▸ DATA EXCERPTS
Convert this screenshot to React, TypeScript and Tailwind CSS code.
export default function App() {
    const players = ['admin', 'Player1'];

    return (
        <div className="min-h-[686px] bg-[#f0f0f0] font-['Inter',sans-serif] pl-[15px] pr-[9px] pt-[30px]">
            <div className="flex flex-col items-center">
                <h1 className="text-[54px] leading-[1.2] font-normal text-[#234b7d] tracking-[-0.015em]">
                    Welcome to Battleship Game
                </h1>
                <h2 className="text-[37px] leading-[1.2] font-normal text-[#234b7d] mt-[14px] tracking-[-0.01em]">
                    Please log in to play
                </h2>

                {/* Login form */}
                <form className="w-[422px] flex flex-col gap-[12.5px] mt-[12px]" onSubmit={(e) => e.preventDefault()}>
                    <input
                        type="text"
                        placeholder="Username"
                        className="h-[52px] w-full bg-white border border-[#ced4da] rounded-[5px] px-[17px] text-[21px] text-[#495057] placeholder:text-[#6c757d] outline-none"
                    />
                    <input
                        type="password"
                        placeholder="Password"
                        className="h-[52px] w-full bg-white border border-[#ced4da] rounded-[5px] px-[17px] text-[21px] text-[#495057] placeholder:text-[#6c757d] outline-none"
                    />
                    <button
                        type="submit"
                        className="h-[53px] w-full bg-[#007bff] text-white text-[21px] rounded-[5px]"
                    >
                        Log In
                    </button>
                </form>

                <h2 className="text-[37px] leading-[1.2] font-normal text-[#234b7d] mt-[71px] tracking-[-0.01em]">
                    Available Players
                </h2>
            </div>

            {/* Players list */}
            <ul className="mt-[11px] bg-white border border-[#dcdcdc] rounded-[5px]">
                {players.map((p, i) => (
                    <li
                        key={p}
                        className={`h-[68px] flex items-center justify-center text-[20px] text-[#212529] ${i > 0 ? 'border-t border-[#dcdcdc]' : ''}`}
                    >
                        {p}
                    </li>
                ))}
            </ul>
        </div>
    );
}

* * *

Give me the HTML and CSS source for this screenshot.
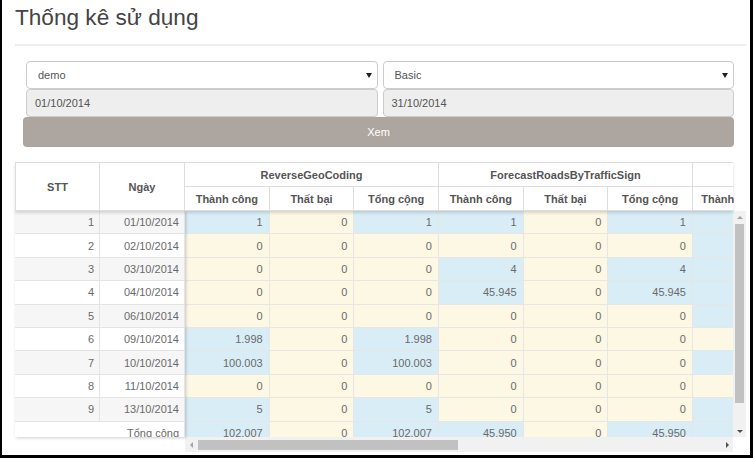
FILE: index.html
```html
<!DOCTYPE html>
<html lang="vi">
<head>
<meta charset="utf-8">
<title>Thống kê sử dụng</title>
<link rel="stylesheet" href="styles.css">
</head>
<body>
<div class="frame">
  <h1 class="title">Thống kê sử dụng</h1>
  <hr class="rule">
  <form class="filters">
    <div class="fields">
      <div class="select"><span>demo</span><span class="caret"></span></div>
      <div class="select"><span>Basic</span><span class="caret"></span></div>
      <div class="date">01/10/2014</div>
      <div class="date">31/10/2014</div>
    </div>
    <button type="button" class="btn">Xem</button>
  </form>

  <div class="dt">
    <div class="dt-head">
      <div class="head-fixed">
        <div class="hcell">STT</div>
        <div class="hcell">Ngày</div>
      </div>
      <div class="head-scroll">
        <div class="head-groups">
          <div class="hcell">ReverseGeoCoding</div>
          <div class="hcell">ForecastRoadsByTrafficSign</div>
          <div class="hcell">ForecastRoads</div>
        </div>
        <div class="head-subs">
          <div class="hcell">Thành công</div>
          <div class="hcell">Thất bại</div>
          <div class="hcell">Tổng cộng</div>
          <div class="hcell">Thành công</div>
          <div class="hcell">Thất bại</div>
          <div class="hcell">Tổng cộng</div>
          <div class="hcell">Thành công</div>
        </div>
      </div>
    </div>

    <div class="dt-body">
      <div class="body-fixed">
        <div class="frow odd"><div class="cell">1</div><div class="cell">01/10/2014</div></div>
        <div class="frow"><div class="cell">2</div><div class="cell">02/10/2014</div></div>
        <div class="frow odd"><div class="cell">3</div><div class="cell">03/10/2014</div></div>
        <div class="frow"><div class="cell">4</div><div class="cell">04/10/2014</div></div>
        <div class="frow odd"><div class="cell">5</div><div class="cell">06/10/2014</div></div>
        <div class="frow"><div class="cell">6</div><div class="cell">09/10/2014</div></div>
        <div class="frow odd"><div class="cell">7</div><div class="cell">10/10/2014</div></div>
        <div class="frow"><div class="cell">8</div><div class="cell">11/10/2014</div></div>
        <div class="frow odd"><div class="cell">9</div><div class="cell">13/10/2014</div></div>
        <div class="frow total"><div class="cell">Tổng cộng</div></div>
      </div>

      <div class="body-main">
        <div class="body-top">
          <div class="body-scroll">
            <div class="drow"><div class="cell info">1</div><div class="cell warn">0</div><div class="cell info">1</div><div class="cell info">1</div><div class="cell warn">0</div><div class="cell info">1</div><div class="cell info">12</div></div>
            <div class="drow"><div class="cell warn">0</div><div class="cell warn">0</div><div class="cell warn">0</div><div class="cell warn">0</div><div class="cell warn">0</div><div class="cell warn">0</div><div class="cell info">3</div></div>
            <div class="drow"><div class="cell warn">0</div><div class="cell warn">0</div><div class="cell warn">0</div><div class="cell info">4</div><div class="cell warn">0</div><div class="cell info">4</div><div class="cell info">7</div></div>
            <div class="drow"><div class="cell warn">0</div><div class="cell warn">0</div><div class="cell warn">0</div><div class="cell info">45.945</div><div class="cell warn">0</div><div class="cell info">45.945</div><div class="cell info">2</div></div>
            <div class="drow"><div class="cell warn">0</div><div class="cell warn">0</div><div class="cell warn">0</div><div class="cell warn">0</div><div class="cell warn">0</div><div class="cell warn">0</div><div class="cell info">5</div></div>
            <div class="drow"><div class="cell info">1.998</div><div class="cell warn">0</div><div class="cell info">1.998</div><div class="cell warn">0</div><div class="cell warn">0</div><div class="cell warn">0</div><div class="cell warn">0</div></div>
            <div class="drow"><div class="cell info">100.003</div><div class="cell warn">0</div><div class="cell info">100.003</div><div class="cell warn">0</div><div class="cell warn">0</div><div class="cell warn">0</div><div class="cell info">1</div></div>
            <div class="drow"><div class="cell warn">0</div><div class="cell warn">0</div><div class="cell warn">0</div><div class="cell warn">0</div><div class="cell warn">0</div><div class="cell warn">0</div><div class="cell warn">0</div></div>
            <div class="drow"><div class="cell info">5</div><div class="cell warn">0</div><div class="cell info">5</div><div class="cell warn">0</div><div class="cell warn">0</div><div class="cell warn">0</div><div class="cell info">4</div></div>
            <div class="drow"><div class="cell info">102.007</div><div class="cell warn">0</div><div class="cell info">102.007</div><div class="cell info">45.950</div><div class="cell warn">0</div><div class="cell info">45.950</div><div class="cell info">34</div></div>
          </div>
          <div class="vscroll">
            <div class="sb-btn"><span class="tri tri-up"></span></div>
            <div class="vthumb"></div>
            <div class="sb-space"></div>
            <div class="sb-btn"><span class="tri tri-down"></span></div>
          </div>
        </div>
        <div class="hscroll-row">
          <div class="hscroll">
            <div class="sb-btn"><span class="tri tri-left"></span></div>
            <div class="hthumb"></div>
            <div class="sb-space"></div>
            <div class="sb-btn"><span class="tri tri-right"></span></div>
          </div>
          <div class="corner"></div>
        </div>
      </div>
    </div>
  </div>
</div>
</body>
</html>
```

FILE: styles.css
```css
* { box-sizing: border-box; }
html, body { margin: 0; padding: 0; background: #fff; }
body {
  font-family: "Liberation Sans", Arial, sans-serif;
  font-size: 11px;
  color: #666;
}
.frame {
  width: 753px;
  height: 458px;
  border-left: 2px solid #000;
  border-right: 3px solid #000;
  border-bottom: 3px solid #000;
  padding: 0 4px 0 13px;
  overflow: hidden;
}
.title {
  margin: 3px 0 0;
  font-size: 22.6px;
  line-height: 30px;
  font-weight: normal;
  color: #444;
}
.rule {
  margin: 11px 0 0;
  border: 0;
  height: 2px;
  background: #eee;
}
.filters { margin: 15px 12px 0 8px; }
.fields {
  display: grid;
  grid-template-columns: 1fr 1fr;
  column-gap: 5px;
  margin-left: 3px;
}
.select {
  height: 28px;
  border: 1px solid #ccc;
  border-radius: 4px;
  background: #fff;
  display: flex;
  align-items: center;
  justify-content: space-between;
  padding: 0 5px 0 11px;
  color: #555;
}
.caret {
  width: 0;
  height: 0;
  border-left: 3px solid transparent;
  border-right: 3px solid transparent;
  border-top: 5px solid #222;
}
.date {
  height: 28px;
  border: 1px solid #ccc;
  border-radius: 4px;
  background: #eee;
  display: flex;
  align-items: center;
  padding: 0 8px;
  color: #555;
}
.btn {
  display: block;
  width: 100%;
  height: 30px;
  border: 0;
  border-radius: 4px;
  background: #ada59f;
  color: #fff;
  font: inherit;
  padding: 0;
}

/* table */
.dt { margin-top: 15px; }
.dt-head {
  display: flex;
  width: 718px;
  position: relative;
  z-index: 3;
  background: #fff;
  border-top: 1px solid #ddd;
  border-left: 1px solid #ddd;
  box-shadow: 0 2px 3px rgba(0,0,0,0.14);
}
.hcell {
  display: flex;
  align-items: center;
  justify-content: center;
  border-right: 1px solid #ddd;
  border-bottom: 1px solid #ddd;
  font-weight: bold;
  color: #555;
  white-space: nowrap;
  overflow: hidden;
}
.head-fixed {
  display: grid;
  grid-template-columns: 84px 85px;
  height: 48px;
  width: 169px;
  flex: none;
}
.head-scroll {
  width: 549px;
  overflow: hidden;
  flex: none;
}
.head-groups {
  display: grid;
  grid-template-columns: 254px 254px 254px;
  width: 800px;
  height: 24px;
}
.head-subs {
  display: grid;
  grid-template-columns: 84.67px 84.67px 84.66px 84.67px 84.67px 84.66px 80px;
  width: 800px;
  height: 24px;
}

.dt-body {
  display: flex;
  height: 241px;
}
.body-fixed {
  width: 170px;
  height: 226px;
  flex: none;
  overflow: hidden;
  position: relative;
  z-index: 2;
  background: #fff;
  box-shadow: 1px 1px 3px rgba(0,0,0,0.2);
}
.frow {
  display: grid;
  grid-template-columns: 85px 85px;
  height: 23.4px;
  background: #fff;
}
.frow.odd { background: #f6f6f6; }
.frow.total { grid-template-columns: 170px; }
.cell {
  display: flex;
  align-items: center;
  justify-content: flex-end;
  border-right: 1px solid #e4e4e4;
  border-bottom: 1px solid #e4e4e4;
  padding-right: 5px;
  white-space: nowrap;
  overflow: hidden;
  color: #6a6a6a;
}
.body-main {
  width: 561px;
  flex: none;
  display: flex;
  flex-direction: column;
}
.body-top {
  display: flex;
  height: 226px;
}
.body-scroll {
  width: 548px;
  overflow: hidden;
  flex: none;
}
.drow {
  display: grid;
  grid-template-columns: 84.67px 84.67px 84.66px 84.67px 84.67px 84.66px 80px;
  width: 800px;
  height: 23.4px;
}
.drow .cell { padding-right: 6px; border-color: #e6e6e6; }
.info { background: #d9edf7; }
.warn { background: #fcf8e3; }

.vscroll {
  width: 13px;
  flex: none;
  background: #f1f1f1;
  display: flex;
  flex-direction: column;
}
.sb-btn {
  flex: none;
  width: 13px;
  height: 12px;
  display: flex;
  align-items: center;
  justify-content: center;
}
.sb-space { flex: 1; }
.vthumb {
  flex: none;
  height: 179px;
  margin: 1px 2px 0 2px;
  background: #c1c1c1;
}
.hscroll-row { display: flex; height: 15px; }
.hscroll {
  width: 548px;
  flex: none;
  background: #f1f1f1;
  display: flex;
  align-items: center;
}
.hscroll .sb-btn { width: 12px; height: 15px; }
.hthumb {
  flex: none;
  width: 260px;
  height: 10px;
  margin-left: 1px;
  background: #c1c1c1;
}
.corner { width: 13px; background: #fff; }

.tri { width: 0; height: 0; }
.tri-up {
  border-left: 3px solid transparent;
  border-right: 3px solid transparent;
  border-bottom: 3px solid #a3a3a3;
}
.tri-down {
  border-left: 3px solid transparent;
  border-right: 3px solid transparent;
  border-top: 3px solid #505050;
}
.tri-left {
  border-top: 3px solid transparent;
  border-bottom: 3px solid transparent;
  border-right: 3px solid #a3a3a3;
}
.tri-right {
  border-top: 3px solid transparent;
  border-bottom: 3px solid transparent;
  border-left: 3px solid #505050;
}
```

---

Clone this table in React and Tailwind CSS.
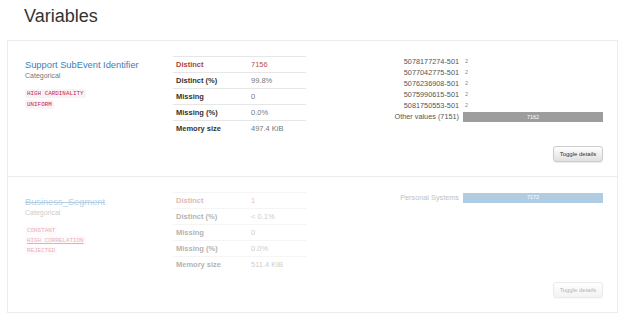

▸ WRITTEN REQUEST
Using the listing above, locate the lines that hold "Tailwind" and copy each one.

▸ OUTPUT OF THE EXERCISE
Convert this screenshot to React, TypeScript and Tailwind CSS code.
Clone this table in React and Tailwind CSS.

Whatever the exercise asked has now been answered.